Jerusalem Multidisciplinary College President Ariela Gordon-Shaag in front of the school. (Courtesy/Gil Wolfson)

The Career Counseling Center’s recent survey of over 1,000 graduates from 2019-2021 showed that 90% of graduates are employed or studying for advanced degrees and 84% are currently working in their field of study, with the highest percentage in computer science (96%), economics and accounting (95%) and communication disorders (91%).

According to the 2024 President’s Report, the student body more than doubled in the past decade to almost 5,000 students, with the numbers almost equally divided between local Jerusalem residents and students from outside the city — thus also bringing young people into the city, Gordon-Shaag noted. An overwhelming majority — 74% — are women and almost one-third are Arab, including East Jerusalemites who identify as Palestinians.

“Israel has a very diverse population and we’re very proud of the fact that our student body reflects the diversity of the population in Israel,” Gordon-Shaag said. “I would say as diverse as Israel is, Jerusalem is even more diverse.”

Following the Oct. 7 terror attacks, the college has worked hard to maintain an atmosphere of mutual respect among students, she said. Six members of the college’s family have been killed since Oct. 7, including Hayim Katsman, a lecturer in the department of politics and communication who was murdered by Hamas terrorists at his home in Kibbutz Holit.

“Since Oct. 7, it’s been very challenging — as you can imagine,” she said. “You have students who have just come back from reserve duty who hear Arabic and it’s a trigger for them, and [at the same time] you have students from East Jerusalem who are speaking Arabic and they see reservist students walking with guns and they don’t understand why [they have] guns. We worked hard before the war and we’ve been working very hard since the war to maintain an atmosphere of mutual respect.”

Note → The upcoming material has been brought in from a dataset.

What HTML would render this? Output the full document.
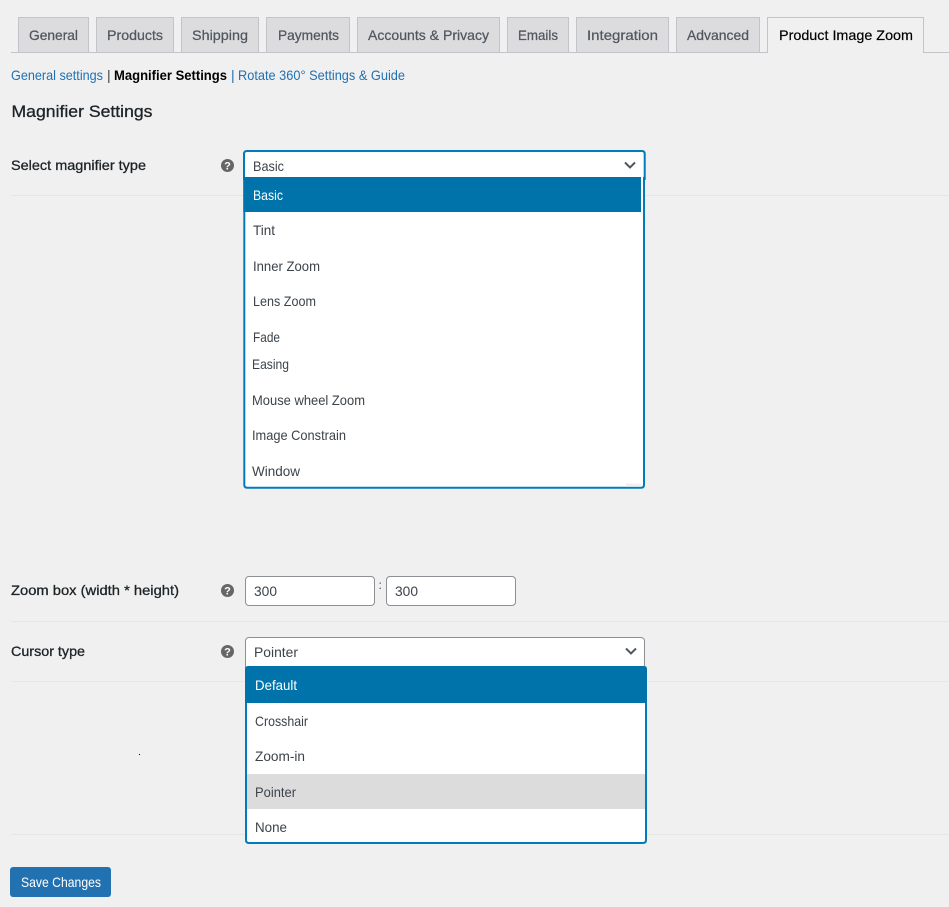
<!DOCTYPE html>
<html lang="en">
<head>
<meta charset="utf-8">
<title>Magnifier Settings</title>
<style>
html,body{margin:0;padding:0;background:#f0f0f1;}
body{width:949px;height:907px;overflow:hidden;}
svg{display:block;}
text{font-family:"Liberation Sans",sans-serif;font-size:14px;fill:#3c434a;}
.tab{fill:#50575e;font-weight:400;stroke:#50575e;stroke-width:.25;}
.tabbox{fill:#dcdcde;stroke:#c3c4c7;stroke-width:1;}
.lnk{fill:#2271b1;}
.lbl{fill:#1d2327;stroke:#1d2327;stroke-width:.3;}
.help{fill:#fff;font-size:11px;font-weight:700;}
.row{stroke:#e6e6e7;stroke-width:1;}
</style>
</head>
<body>
<svg width="949" height="907" viewBox="0 0 949 907" xmlns="http://www.w3.org/2000/svg">
<rect width="949" height="907" fill="#f0f0f1"/>

<!-- tabs -->
<line x1="11" y1="52.5" x2="949" y2="52.5" stroke="#c3c4c7"/>
<rect class="tabbox" x="18.5" y="17.5" width="70" height="35"/>
<rect class="tabbox" x="96.5" y="17.5" width="77" height="35"/>
<rect class="tabbox" x="181.5" y="17.5" width="77" height="35"/>
<rect class="tabbox" x="266.5" y="17.5" width="83" height="35"/>
<rect class="tabbox" x="357.5" y="17.5" width="142" height="35"/>
<rect class="tabbox" x="507.5" y="17.5" width="61" height="35"/>
<rect class="tabbox" x="576.5" y="17.5" width="92" height="35"/>
<rect class="tabbox" x="676.5" y="17.5" width="83" height="35"/>
<path d="M767.5 53V17.5H923.5V53" fill="#f0f0f1" stroke="#c3c4c7"/>
<rect x="768" y="50" width="155" height="4" fill="#f0f0f1"/>
<text class="tab" x="29" y="40" textLength="49" lengthAdjust="spacingAndGlyphs">General</text>
<text class="tab" x="107" y="40" textLength="56" lengthAdjust="spacingAndGlyphs">Products</text>
<text class="tab" x="192" y="40" textLength="56" lengthAdjust="spacingAndGlyphs">Shipping</text>
<text class="tab" x="278" y="40" textLength="61" lengthAdjust="spacingAndGlyphs">Payments</text>
<text class="tab" x="368" y="40" textLength="121" lengthAdjust="spacingAndGlyphs">Accounts &amp; Privacy</text>
<text class="tab" x="518" y="40" textLength="40" lengthAdjust="spacingAndGlyphs">Emails</text>
<text class="tab" x="587" y="40" textLength="71" lengthAdjust="spacingAndGlyphs">Integration</text>
<text class="tab" x="687" y="40" textLength="62" lengthAdjust="spacingAndGlyphs">Advanced</text>
<text x="779" y="40" textLength="134" lengthAdjust="spacingAndGlyphs" style="fill:#000;stroke:#000;stroke-width:.2">Product Image Zoom</text>

<!-- subnav -->
<text class="lnk" x="11" y="80" textLength="92" lengthAdjust="spacingAndGlyphs">General settings</text>
<text x="107" y="80" fill="#50575e">|</text>
<text x="114" y="80" textLength="113" lengthAdjust="spacingAndGlyphs" style="fill:#000;font-weight:700">Magnifier Settings</text>
<text x="231" y="80" class="lnk">|</text>
<text class="lnk" x="238" y="80" textLength="167" lengthAdjust="spacingAndGlyphs">Rotate 360° Settings &amp; Guide</text>

<!-- heading -->
<text x="11.5" y="117" textLength="141" lengthAdjust="spacingAndGlyphs" style="font-size:17px;fill:#1d2327;stroke:#1d2327;stroke-width:.3">Magnifier Settings</text>

<!-- row separators -->
<line class="row" x1="11" y1="195.5" x2="949" y2="195.5"/>
<line class="row" x1="11" y1="621.5" x2="949" y2="621.5"/>
<line class="row" x1="11" y1="681.5" x2="949" y2="681.5"/>
<line class="row" x1="11" y1="834.5" x2="949" y2="834.5"/>

<!-- row 1 -->
<text class="lbl" x="11" y="170" textLength="135" lengthAdjust="spacingAndGlyphs">Select magnifier type</text>
<circle cx="227.5" cy="165.5" r="6.5" fill="#666"/>
<text class="help" x="227.5" y="169.5" text-anchor="middle">?</text>

<!-- dropdown 1 -->
<path d="M244 180V154Q244 151 247 151H642Q644.700 151 644.700 154V180" fill="#fff" stroke="#007cba" stroke-width="2"/>
<path d="M244.300 177V484.700Q244.300 487.700 247.300 487.700H641Q644 487.700 644 484.700V177" fill="#fff" stroke="#007cba" stroke-width="2"/>
<rect x="243.300" y="177" width="397.700" height="35" fill="#0073aa"/>
<rect x="626" y="483.500" width="15.500" height="3.200" fill="#f0f0f1"/>
<text x="253" y="171" textLength="31" lengthAdjust="spacingAndGlyphs">Basic</text>
<path d="M625 162.500L630 167.500L635 162.500" fill="none" stroke="#50575e" stroke-width="2"/>
<text x="253" y="200" textLength="30" lengthAdjust="spacingAndGlyphs" style="fill:#fff">Basic</text>
<text x="253" y="235" textLength="22" lengthAdjust="spacingAndGlyphs">Tint</text>
<text x="253" y="271" textLength="67" lengthAdjust="spacingAndGlyphs">Inner Zoom</text>
<text x="253" y="306" textLength="63" lengthAdjust="spacingAndGlyphs">Lens Zoom</text>
<text x="253" y="342" textLength="27" lengthAdjust="spacingAndGlyphs">Fade</text>
<text x="252" y="369" textLength="37" lengthAdjust="spacingAndGlyphs">Easing</text>
<text x="252" y="405" textLength="113" lengthAdjust="spacingAndGlyphs">Mouse wheel Zoom</text>
<text x="252" y="440" textLength="94" lengthAdjust="spacingAndGlyphs">Image Constrain</text>
<text x="252" y="476" textLength="48" lengthAdjust="spacingAndGlyphs">Window</text>

<!-- row 2 -->
<text class="lbl" x="11" y="595" textLength="168" lengthAdjust="spacingAndGlyphs">Zoom box (width * height)</text>
<circle cx="227.5" cy="590.5" r="6.5" fill="#666"/>
<text class="help" x="227.5" y="594.5" text-anchor="middle">?</text>
<rect x="245.500" y="576.500" width="129" height="29" rx="3.500" fill="#fff" stroke="#8c8f94"/>
<rect x="386.500" y="576.500" width="129" height="29" rx="3.500" fill="#fff" stroke="#8c8f94"/>
<text x="254" y="596" textLength="23" lengthAdjust="spacingAndGlyphs">300</text>
<text x="395" y="596" textLength="23" lengthAdjust="spacingAndGlyphs">300</text>
<text x="378.500" y="589" style="font-size:12px">:</text>

<!-- row 3 -->
<text class="lbl" x="11" y="656" textLength="74" lengthAdjust="spacingAndGlyphs">Cursor type</text>
<circle cx="227.5" cy="651.5" r="6.5" fill="#666"/>
<text class="help" x="227.5" y="655.5" text-anchor="middle">?</text>
<rect x="245.500" y="637.500" width="399" height="33" rx="3.500" fill="#fff" stroke="#8c8f94"/>
<text x="254" y="657" textLength="44" lengthAdjust="spacingAndGlyphs">Pointer</text>
<path d="M626 648.500L631 653.500L636 648.500" fill="none" stroke="#50575e" stroke-width="2"/>

<!-- dropdown 2 -->
<path d="M246 670V840Q246 843 249 843H643Q646 843 646 840V670" fill="#fff" stroke="#007cba" stroke-width="2"/>
<path d="M245 703V669Q245 666 248 666H644Q647 666 647 669V703Z" fill="#0073aa"/>
<rect x="247" y="774" width="398" height="35" fill="#dcdcdc"/>
<text x="255" y="690" textLength="42" lengthAdjust="spacingAndGlyphs" style="fill:#fff">Default</text>
<text x="255" y="726" textLength="53" lengthAdjust="spacingAndGlyphs">Crosshair</text>
<text x="255" y="761" textLength="50" lengthAdjust="spacingAndGlyphs">Zoom-in</text>
<text x="255" y="797" textLength="41" lengthAdjust="spacingAndGlyphs">Pointer</text>
<text x="255" y="832" textLength="32" lengthAdjust="spacingAndGlyphs">None</text>

<!-- stray dot -->
<rect x="139" y="754" width="1" height="1" fill="#000"/>

<!-- save -->
<rect x="10" y="867" width="101" height="30" rx="3" fill="#2271b1"/>
<text x="21" y="887" textLength="80" lengthAdjust="spacingAndGlyphs" style="fill:#fff">Save Changes</text>
</svg>
</body>
</html>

Together with its new identity, the Jerusalem Multidisciplinary College is launching major initiatives to expand its impact, she said. It plans to establish a faculty for rehabilitative health care to address Israel’s urgent and growing need for medical professionals — a particular priority since the Oct. 7 attacks, according to Gordon-Shaag. It is currently working towards opening a physical therapy program in collaboration with Hadassah Hospital with an anticipated start date for the 2026-2027 academic year.

The new Center for Multidisciplinary Rehabilitative Healthcare, as the center would be called, will cost an estimated $30 million, and while the Jerusalem municipality will be able to help with an in-kind donation in the form of unused municipal property for the location of the center — as it did with the donation of land for the Helmsley Building — the college will be looking to its donors to help finance the project, she said.

“We believe that having all these different departments, these multidisciplinary departments, under one roof is something that’s going to lead to better training of practitioners and better care of patients because a person doesn’t come in typically for rehabilitation with just one problem,” she said.

There are also plans to change the behavioral science department into a department of psychology and Jerusalem hospitals have approached them to open up master’s programs in psychology and social work in community trauma, Gordon-Shaag said, but that is farther down the pipeline.

The college currently receives approximately $2.5 million per year from donors. It also benefits from government subsidies, which help to cover the costs of education, but the overwhelming majority of the college’s $50 million budget comes from student tuition fees, she said. As the college moves forward with its revamping, it also is aiming to increase enrollment by 40% by 2030, reaching 7,000 students, which will also require more space — a major problem facing the college. 

“We have outgrown this campus, and we’re looking for solutions outside the campus. We’re working very well with the municipality of Jerusalem, [which] supports us. It is important for them that we have the college here in downtown Jerusalem,” said Gordon-Shaag. “We’re definitely staying here.”